The other important aspect of laptop computers was not just the provision and delivery of them, it was also the internet connection. The other part of the promise that Mr Rudd made was to connect all laptop computers to fibre internet with speeds of up to 100 megabytes a second. Remember, that was the promise from 2007. So let me ask: how many laptop computers have been connected by the Commonwealth to fibre? Pick any number between zero and one million. The answer is none—zero, or as Mr Rudd would have said, zip. None has been connected by the Commonwealth government to 100 megabytes per second broadband, not one. But I am told at every estimates meeting not to worry. ‘Don’t worry, Senator Mason, because Senator Conroy has it under control. When the NBN gets going everything will be OK and all the computers’—even if they are redundant—‘will be attached to fast-speed broadband.’ By the time the NBN rolls out, the students who are promised fast fibre connection will be as old as me. It has taken a long, long time.

You know how generous I am—very generous. In my former life as a university lecturer, I commonly gave out marks to students and I was always very generous and well known to be generous. So I will give a scorecard on the first part of the education revolution. In terms of the laptops I have decided, after a lot of reflection, to give the government a fail mark—sorry, and that is being generous.

The next part of the education revolution was building school halls. Part of this was to provide stimulus to the economy, to answer the global financial crisis, and also because apparently new school halls meant better educational outcomes. We have never heard much about new school halls leading to better educational outcomes. That link has never been made conclusively. Putting that aside for the moment—as you know I am generous—we know that the building school halls project cost about $16 billion. It is the largest infrastructure project in our history.

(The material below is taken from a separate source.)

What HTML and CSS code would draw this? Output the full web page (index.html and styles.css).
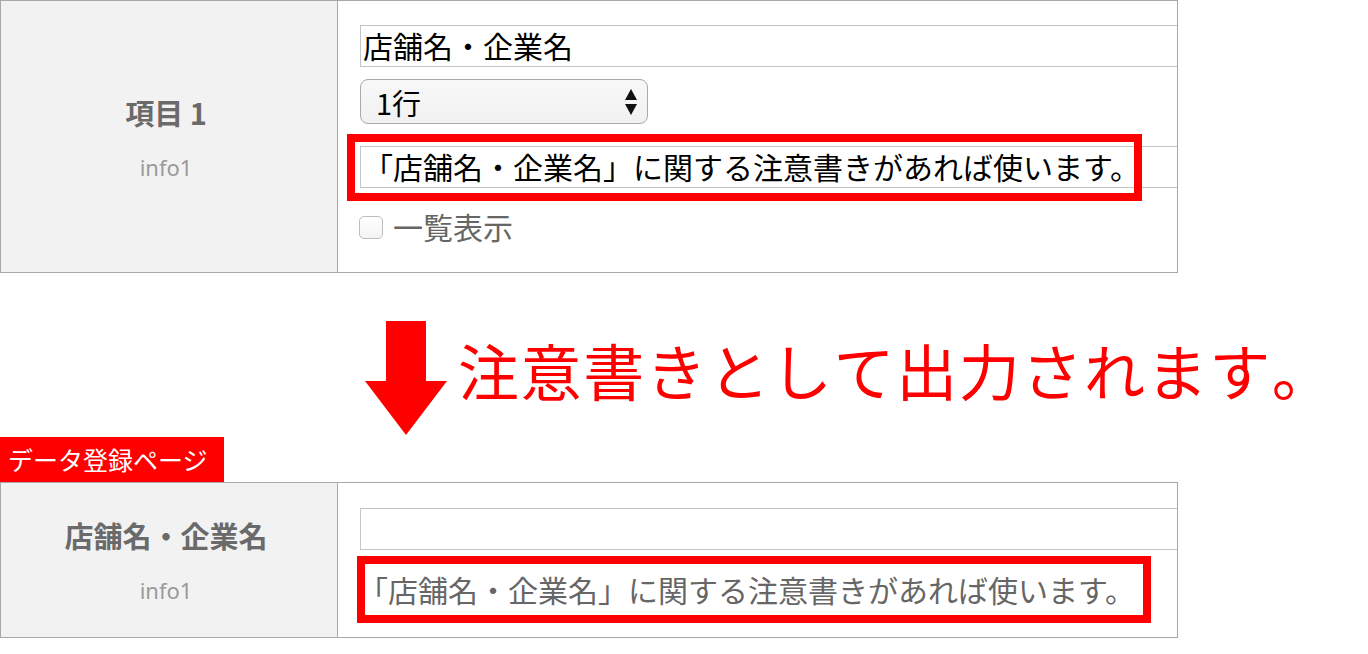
FILE: index.html
```html
<!DOCTYPE html>
<html lang="ja">
<head>
<meta charset="utf-8">
<title>注意書きの設定</title>
<link rel="stylesheet" href="styles.css">
</head>
<body>
<section class="form-table form-table--settings">
  <div class="label-cell">
    <div class="label-title">項目 1</div>
    <div class="label-key">info1</div>
  </div>
  <div class="field-cell field-cell--settings">
    <input class="text-input" type="text" value="店舗名・企業名">
    <div class="select">
      <span class="select-value">1行</span>
      <svg class="select-arrows" width="12" height="26" viewBox="0 0 12 26" aria-hidden="true">
        <polygon points="0,11 12,11 6,0" fill="#111"/>
        <polygon points="0,15 12,15 6,26" fill="#111"/>
      </svg>
    </div>
    <div class="annotated">
      <input class="text-input" type="text" value="「店舗名・企業名」に関する注意書きがあれば使います。">
      <span class="highlight"></span>
    </div>
    <label class="check"><input class="checkbox" type="checkbox">一覧表示</label>
  </div>
</section>

<div class="explain">
  <svg class="arrow" width="82" height="114" viewBox="0 0 82 114" aria-hidden="true">
    <rect x="21" y="0" width="40" height="61" fill="#ff0000"/>
    <polygon points="0,60 82,60 41,114" fill="#ff0000"/>
  </svg>
  <p class="explain-text">注意書きとして出力されます。</p>
</div>

<div class="page-tag">データ登録ページ</div>
<section class="form-table form-table--entry">
  <div class="label-cell">
    <div class="label-title">店舗名・企業名</div>
    <div class="label-key">info1</div>
  </div>
  <div class="field-cell field-cell--entry">
    <input class="text-input" type="text">
    <p class="callout">「店舗名・企業名」に関する注意書きがあれば使います。</p>
  </div>
</section>
</body>
</html>
```

FILE: styles.css
```css
* {
  box-sizing: border-box;
}

html,
body {
  margin: 0;
  padding: 0;
  background: #ffffff;
}

body {
  width: 1368px;
  font-family: "Noto Sans CJK JP", "Noto Sans", sans-serif;
  color: #000000;
}

/* ---------- form table ---------- */
.form-table {
  display: grid;
  grid-template-columns: 337px 1fr;
  width: 1178px;
  border: 1px solid #a8a8a8;
}

.form-table--settings {
  height: 273px;
}

.form-table--entry {
  height: 156px;
}

.label-cell {
  display: flex;
  flex-direction: column;
  align-items: center;
  justify-content: center;
  padding-right: 6px;
  background: #f2f2f2;
  border-right: 1px solid #a8a8a8;
}

.label-title {
  font-size: 29px;
  font-weight: 700;
  line-height: 40px;
  color: #6a6a6a;
  white-space: nowrap;
}

.label-key {
  margin-top: 20px;
  font-family: "Noto Sans", sans-serif;
  font-size: 22px;
  line-height: 30px;
  color: #9a9a9a;
}

.field-cell {
  display: flex;
  flex-direction: column;
  align-items: flex-start;
  padding-left: 22px;
  overflow: hidden;
}

.field-cell--settings {
  padding-top: 24px;
}

.field-cell--entry {
  padding-top: 25px;
}

.text-input {
  display: block;
  flex: none;
  width: 880px;
  height: 42px;
  margin: 0;
  padding: 0 2px 2px;
  border: 1px solid #c4c4c4;
  border-radius: 0;
  background: #ffffff;
  font-family: "Noto Sans CJK JP", sans-serif;
  font-size: 30px;
  color: #000000;
  outline: none;
}

/* ---------- select ---------- */
.select {
  display: flex;
  align-items: center;
  justify-content: space-between;
  width: 288px;
  height: 45px;
  margin-top: 12px;
  padding: 2px 10px 0 15px;
  border: 1px solid #a9a9a9;
  border-radius: 8px;
  background: linear-gradient(#f8f8f8, #f1f1f1);
}

.select-value {
  font-size: 29px;
  line-height: 1;
  color: #000000;
}

.select-arrows {
  display: block;
  margin-top: -2px;
}

/* ---------- annotated note input ---------- */
.annotated {
  position: relative;
  margin-top: 22px;
}

.highlight {
  position: absolute;
  left: -13px;
  top: -12px;
  width: 795px;
  height: 67px;
  border: 8px solid #ff0000;
  pointer-events: none;
}

/* ---------- checkbox ---------- */
.check {
  display: flex;
  align-items: center;
  gap: 10px;
  margin-top: 24px;
  margin-left: -1px;
  font-size: 30px;
  line-height: 26px;
  color: #666666;
}

.checkbox {
  appearance: none;
  -webkit-appearance: none;
  width: 24px;
  height: 23px;
  margin: 4px 0 0;
  border: 1px solid #bdbdbd;
  border-radius: 5px;
  background: linear-gradient(#ffffff, #f3f3f3);
}

/* ---------- explanation ---------- */
.explain {
  display: flex;
  align-items: flex-start;
  gap: 11px;
  margin-top: 48px;
  padding-left: 365px;
}

.arrow {
  display: block;
  flex: none;
}

.explain-text {
  margin: 19px 0 0;
  font-size: 61px;
  line-height: 60px;
  letter-spacing: 1.6px;
  color: #ff0000;
  font-kerning: none;
  font-feature-settings: "kern" 0, "palt" 0;
  white-space: nowrap;
}

/* ---------- page tag ---------- */
.page-tag {
  width: fit-content;
  margin-top: 2px;
  padding: 0 16px 0 8px;
  background: #ff0000;
  color: #ffffff;
  font-size: 25px;
  line-height: 45px;
  white-space: nowrap;
}

/* ---------- output callout ---------- */
.callout {
  flex: none;
  width: 794px;
  height: 67px;
  margin: 6px 0 0 -3px;
  border: 8px solid #ff0000;
  font-size: 30px;
  line-height: 51px;
  color: #666666;
  text-indent: -7px;
  white-space: nowrap;
}
```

The question really is: how could you spend $16 billion and have so many people unhappy? How could a government do that? There are several reasons. The first one is the lack of flexibility. These infamous design templates, which have a whiff of central planning, which I know my friend Senator Carr loves—the whiff of Stalinism; this soviet-era planning that he loves. Schools that wanted gymnasiums got libraries and schools that wanted libraries got gymnasiums. It was a shambles. The templates did not work.

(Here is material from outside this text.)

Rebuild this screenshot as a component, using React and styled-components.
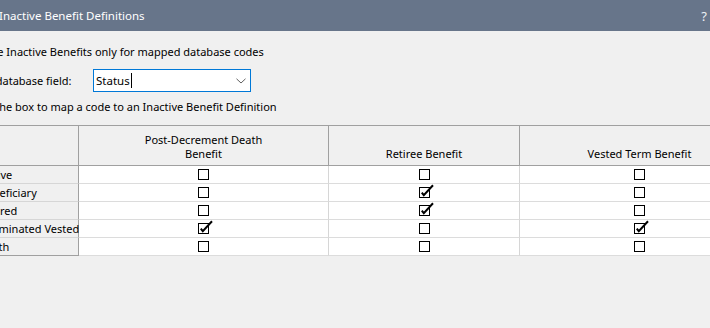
import React from "react";
import styled, { createGlobalStyle } from "styled-components";

const Global = createGlobalStyle`
  html, body { margin: 0; padding: 0; background: #f0f0f0; overflow: hidden; }
  body {
    font-family: "Segoe UI", "Noto Sans", "DejaVu Sans", sans-serif;
    font-size: 11px;
    color: #000;
  }
  #root { width: 710px; height: 328px; }
`;

const Dialog = styled.div`
  width: 710px;
  height: 328px;
  background: #f0f0f0;
  overflow: hidden;
  display: flex;
  flex-direction: column;
`;

const TitleBar = styled.div`
  flex: none;
  height: 31px;
  background: #67758a;
  color: #ffffff;
  display: flex;
  align-items: center;
  justify-content: space-between;
  white-space: nowrap;
`;

const Title = styled.span`
  font-size: 11.5px;
  line-height: 16px;
  margin-left: -1px;
  padding-top: 1px;
`;

const Help = styled.span`
  font-size: 13px;
  line-height: 16px;
  margin-right: 3px;
  color: #eef1f5;
`;

const Body = styled.div`
  display: flex;
  flex-direction: column;
  padding-top: 13px;
`;

const Line = styled.div`
  height: 16px;
  line-height: 16px;
  white-space: nowrap;
  margin-top: ${(p) => p.$mt || 0}px;
`;

/* the part of a word that lies left of the visible crop */
const Cut = styled.span`
  display: inline-block;
  width: ${(p) => p.$w}px;
  margin-left: ${(p) => p.$end - p.$w}px;
  text-align: right;
  white-space: nowrap;
`;

const FieldRow = styled.div`
  display: flex;
  align-items: center;
  margin-top: 9px;
  height: 23px;
`;

const FieldLabel = styled.div`
  flex: none;
  width: 93px;
  line-height: 16px;
  padding-top: 1px;
  white-space: nowrap;
`;

const Combo = styled.div`
  flex: none;
  box-sizing: border-box;
  width: 158px;
  height: 23px;
  border: 1px solid #0078d7;
  background: #ffffff;
  display: flex;
  align-items: center;
  padding: 0 4px 0 2px;
`;

const ComboText = styled.span`
  line-height: 16px;
  font-size: 11.5px;
  flex: 1;
  display: flex;
  align-items: center;
`;

const Caret = styled.span`
  display: inline-block;
  width: 1px;
  height: 15px;
  background: #000;
  margin-left: 1px;
`;

const Chevron = styled.svg`
  flex: none;
  width: 10px;
  height: 6px;
`;

const Table = styled.div`
  margin-top: 10px;
  display: grid;
  grid-template-columns: 79px 250px 191px 240px;
  border-top: 1px solid #a0a0a0;
`;

const HeadCell = styled.div`
  box-sizing: border-box;
  height: 40px;
  background: #f0f0f0;
  border-right: 1px solid #a0a0a0;
  border-bottom: 1px solid #a0a0a0;
  display: flex;
  flex-direction: column;
  justify-content: flex-end;
  align-items: center;
  text-align: center;
  line-height: 14px;
  padding-bottom: 4px;
  white-space: nowrap;
`;

const RowLabel = styled.div`
  box-sizing: border-box;
  height: 18px;
  background: #f0f0f0;
  border-right: 1px solid #a0a0a0;
  border-bottom: 1px solid ${(p) => (p.$last ? "#a0a0a0" : "#d6d6d6")};
  line-height: 16px;
  padding-top: 1px;
  white-space: nowrap;
  overflow: visible;
`;

const DataCell = styled.div`
  box-sizing: border-box;
  height: 18px;
  background: #ffffff;
  border-right: 1px solid #d6d6d6;
  border-bottom: 1px solid #dcdcdc;
  display: flex;
  align-items: center;
  justify-content: center;
`;

const Box = styled.span`
  position: relative;
  box-sizing: border-box;
  display: block;
  width: 11px;
  height: 11px;
  border: 1px solid #000;
  background: #fff;
  margin-left: ${(p) => p.$dx || 0}px;
`;

const Tick = styled.svg`
  position: absolute;
  left: -1px;
  top: -5px;
  width: 17px;
  height: 17px;
  overflow: visible;
`;

function CheckBox({ checked, dx }) {
  return (
    <Box $dx={dx}>
      {checked && (
        <Tick viewBox="0 0 17 17">
          <polyline
            points="2.8,9.6 4.8,12.2 14,2.2"
            fill="none"
            stroke="#000"
            strokeWidth="2"
            strokeLinejoin="miter"
          />
        </Tick>
      )}
    </Box>
  );
}

const columns = [
  { title: ["Post-Decrement Death", "Benefit"], dx: -1 },
  { title: ["Retiree Benefit"], dx: 0 },
  { title: ["Vested Term Benefit"], dx: -1 },
];

const rows = [
  { cut: "Acti", end: 0.5, rest: "ve", checks: [false, false, false] },
  { cut: "Ben", end: -0.5, rest: "eficiary", checks: [false, true, false] },
  { cut: "Reti", end: 0, rest: "red", checks: [false, true, false] },
  { cut: "Ter", end: -1.5, rest: "minated Vested", checks: [true, false, true] },
  { cut: "Dea", end: -1.5, rest: "th", checks: [false, false, false] },
];

export default function App() {
  return (
    <>
      <Global />
      <Dialog>
        <TitleBar>
          <Title>Inactive Benefit Definitions</Title>
          <Help>?</Help>
        </TitleBar>
        <Body>
          <Line>
            <Cut $w={40} $end={3.5}>Use</Cut> Inactive Benefits only for mapped database codes
          </Line>
          <FieldRow>
            <FieldLabel>
              <Cut $w={60} $end={2.5}>Select d</Cut>atabase field:
            </FieldLabel>
            <Combo>
              <ComboText>
                Status
                <Caret />
              </ComboText>
              <Chevron viewBox="0 0 10 6">
                <polyline points="0.5,0.8 5,5 9.5,0.8" fill="none" stroke="#606060" strokeWidth="1" />
              </Chevron>
            </Combo>
          </FieldRow>
          <Line $mt={7}>
            <Cut $w={60} $end={6}>Check th</Cut>e box to map a code to an Inactive Benefit Definition
          </Line>
          <Table>
            <HeadCell />
            {columns.map((c) => (
              <HeadCell key={c.title.join(" ")}>
                {c.title.map((t) => (
                  <span key={t}>{t}</span>
                ))}
              </HeadCell>
            ))}
            {rows.map((r, i) => (
              <React.Fragment key={r.rest}>
                <RowLabel $last={i === rows.length - 1}>
                  <Cut $w={40} $end={r.end}>{r.cut}</Cut>
                  {r.rest}
                </RowLabel>
                {r.checks.map((c, j) => (
                  <DataCell key={j}>
                    <CheckBox checked={c} dx={columns[j].dx} />
                  </DataCell>
                ))}
              </React.Fragment>
            ))}
          </Table>
        </Body>
      </Dialog>
    </>
  );
}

Far more fundamentally, as the Commonwealth Auditor-General said, the problem with the entire project was this: the Commonwealth government did not have the technical expertise to adequately oversight state expenditure of Commonwealth money on schools. That is the heart of the problem—the Commonwealth government did not know whether they were getting good value for money or not. That, in a sentence, is the problem with the entire school halls project.